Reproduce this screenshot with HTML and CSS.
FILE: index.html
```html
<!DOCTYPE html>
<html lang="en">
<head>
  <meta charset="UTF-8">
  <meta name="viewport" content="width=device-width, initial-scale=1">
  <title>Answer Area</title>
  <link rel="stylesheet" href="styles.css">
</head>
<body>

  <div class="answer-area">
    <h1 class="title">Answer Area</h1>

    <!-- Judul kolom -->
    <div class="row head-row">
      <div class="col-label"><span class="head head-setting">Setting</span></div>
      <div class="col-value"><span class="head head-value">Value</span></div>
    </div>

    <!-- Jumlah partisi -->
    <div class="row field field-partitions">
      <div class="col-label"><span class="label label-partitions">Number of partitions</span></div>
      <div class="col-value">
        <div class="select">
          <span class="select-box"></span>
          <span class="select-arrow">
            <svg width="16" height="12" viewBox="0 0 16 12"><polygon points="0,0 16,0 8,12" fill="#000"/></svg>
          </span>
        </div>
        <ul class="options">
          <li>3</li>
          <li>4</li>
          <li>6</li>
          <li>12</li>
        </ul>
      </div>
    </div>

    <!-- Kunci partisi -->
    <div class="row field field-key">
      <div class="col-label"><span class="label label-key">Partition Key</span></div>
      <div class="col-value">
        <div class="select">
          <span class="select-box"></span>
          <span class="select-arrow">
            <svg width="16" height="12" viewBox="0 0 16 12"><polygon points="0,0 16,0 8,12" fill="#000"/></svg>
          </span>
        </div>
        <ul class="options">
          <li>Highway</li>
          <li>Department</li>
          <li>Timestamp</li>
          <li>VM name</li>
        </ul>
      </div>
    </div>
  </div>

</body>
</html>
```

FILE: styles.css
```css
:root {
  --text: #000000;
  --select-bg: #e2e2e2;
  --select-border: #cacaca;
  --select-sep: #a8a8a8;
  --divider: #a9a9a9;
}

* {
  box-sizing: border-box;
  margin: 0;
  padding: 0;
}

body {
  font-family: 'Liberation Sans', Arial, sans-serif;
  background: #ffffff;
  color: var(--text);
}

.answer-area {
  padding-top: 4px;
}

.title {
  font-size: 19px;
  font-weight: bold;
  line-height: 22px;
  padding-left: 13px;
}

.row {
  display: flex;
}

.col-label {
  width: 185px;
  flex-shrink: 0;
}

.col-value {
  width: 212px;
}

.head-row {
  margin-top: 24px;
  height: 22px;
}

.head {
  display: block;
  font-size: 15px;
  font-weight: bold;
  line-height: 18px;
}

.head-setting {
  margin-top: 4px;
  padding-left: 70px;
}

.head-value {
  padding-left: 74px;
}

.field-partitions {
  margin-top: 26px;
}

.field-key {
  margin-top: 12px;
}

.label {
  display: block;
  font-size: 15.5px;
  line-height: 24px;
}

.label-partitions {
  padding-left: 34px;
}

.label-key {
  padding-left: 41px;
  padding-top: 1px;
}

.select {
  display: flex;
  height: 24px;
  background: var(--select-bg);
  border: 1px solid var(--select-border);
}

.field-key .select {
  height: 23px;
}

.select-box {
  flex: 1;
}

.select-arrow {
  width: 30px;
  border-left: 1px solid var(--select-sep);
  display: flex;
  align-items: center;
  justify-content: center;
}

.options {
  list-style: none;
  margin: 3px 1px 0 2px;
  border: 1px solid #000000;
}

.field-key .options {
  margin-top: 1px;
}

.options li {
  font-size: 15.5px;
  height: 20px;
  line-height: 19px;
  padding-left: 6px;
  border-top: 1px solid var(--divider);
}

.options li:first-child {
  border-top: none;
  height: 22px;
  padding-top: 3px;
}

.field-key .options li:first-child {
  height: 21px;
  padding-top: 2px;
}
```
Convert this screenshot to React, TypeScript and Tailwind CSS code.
════════
• GIVEN EXERCISE: Each line of the material should be echoed exactly.

• SOLUTION BELOW:
Reproduce this screenshot with HTML and CSS.
FILE: index.html
```html
<!DOCTYPE html>
<html lang="en">
<head>
  <meta charset="UTF-8">
  <meta name="viewport" content="width=device-width, initial-scale=1">
  <title>Answer Area</title>
  <link rel="stylesheet" href="styles.css">
</head>
<body>

  <div class="answer-area">
    <h1 class="title">Answer Area</h1>

    <!-- Judul kolom -->
    <div class="row head-row">
      <div class="col-label"><span class="head head-setting">Setting</span></div>
      <div class="col-value"><span class="head head-value">Value</span></div>
    </div>

    <!-- Jumlah partisi -->
    <div class="row field field-partitions">
      <div class="col-label"><span class="label label-partitions">Number of partitions</span></div>
      <div class="col-value">
        <div class="select">
          <span class="select-box"></span>
          <span class="select-arrow">
            <svg width="16" height="12" viewBox="0 0 16 12"><polygon points="0,0 16,0 8,12" fill="#000"/></svg>
          </span>
        </div>
        <ul class="options">
          <li>3</li>
          <li>4</li>
          <li>6</li>
          <li>12</li>
        </ul>
      </div>
    </div>

    <!-- Kunci partisi -->
    <div class="row field field-key">
      <div class="col-label"><span class="label label-key">Partition Key</span></div>
      <div class="col-value">
        <div class="select">
          <span class="select-box"></span>
          <span class="select-arrow">
            <svg width="16" height="12" viewBox="0 0 16 12"><polygon points="0,0 16,0 8,12" fill="#000"/></svg>
          </span>
        </div>
        <ul class="options">
          <li>Highway</li>
          <li>Department</li>
          <li>Timestamp</li>
          <li>VM name</li>
        </ul>
      </div>
    </div>
  </div>

</body>
</html>
```

FILE: styles.css
```css
:root {
  --text: #000000;
  --select-bg: #e2e2e2;
  --select-border: #cacaca;
  --select-sep: #a8a8a8;
  --divider: #a9a9a9;
}

* {
  box-sizing: border-box;
  margin: 0;
  padding: 0;
}

body {
  font-family: 'Liberation Sans', Arial, sans-serif;
  background: #ffffff;
  color: var(--text);
}

.answer-area {
  padding-top: 4px;
}

.title {
  font-size: 19px;
  font-weight: bold;
  line-height: 22px;
  padding-left: 13px;
}

.row {
  display: flex;
}

.col-label {
  width: 185px;
  flex-shrink: 0;
}

.col-value {
  width: 212px;
}

.head-row {
  margin-top: 24px;
  height: 22px;
}

.head {
  display: block;
  font-size: 15px;
  font-weight: bold;
  line-height: 18px;
}

.head-setting {
  margin-top: 4px;
  padding-left: 70px;
}

.head-value {
  padding-left: 74px;
}

.field-partitions {
  margin-top: 26px;
}

.field-key {
  margin-top: 12px;
}

.label {
  display: block;
  font-size: 15.5px;
  line-height: 24px;
}

.label-partitions {
  padding-left: 34px;
}

.label-key {
  padding-left: 41px;
  padding-top: 1px;
}

.select {
  display: flex;
  height: 24px;
  background: var(--select-bg);
  border: 1px solid var(--select-border);
}

.field-key .select {
  height: 23px;
}

.select-box {
  flex: 1;
}

.select-arrow {
  width: 30px;
  border-left: 1px solid var(--select-sep);
  display: flex;
  align-items: center;
  justify-content: center;
}

.options {
  list-style: none;
  margin: 3px 1px 0 2px;
  border: 1px solid #000000;
}

.field-key .options {
  margin-top: 1px;
}

.options li {
  font-size: 15.5px;
  height: 20px;
  line-height: 19px;
  padding-left: 6px;
  border-top: 1px solid var(--divider);
}

.options li:first-child {
  border-top: none;
  height: 22px;
  padding-top: 3px;
}

.field-key .options li:first-child {
  height: 21px;
  padding-top: 2px;
}
```
Convert this screenshot to React, TypeScript and Tailwind CSS code.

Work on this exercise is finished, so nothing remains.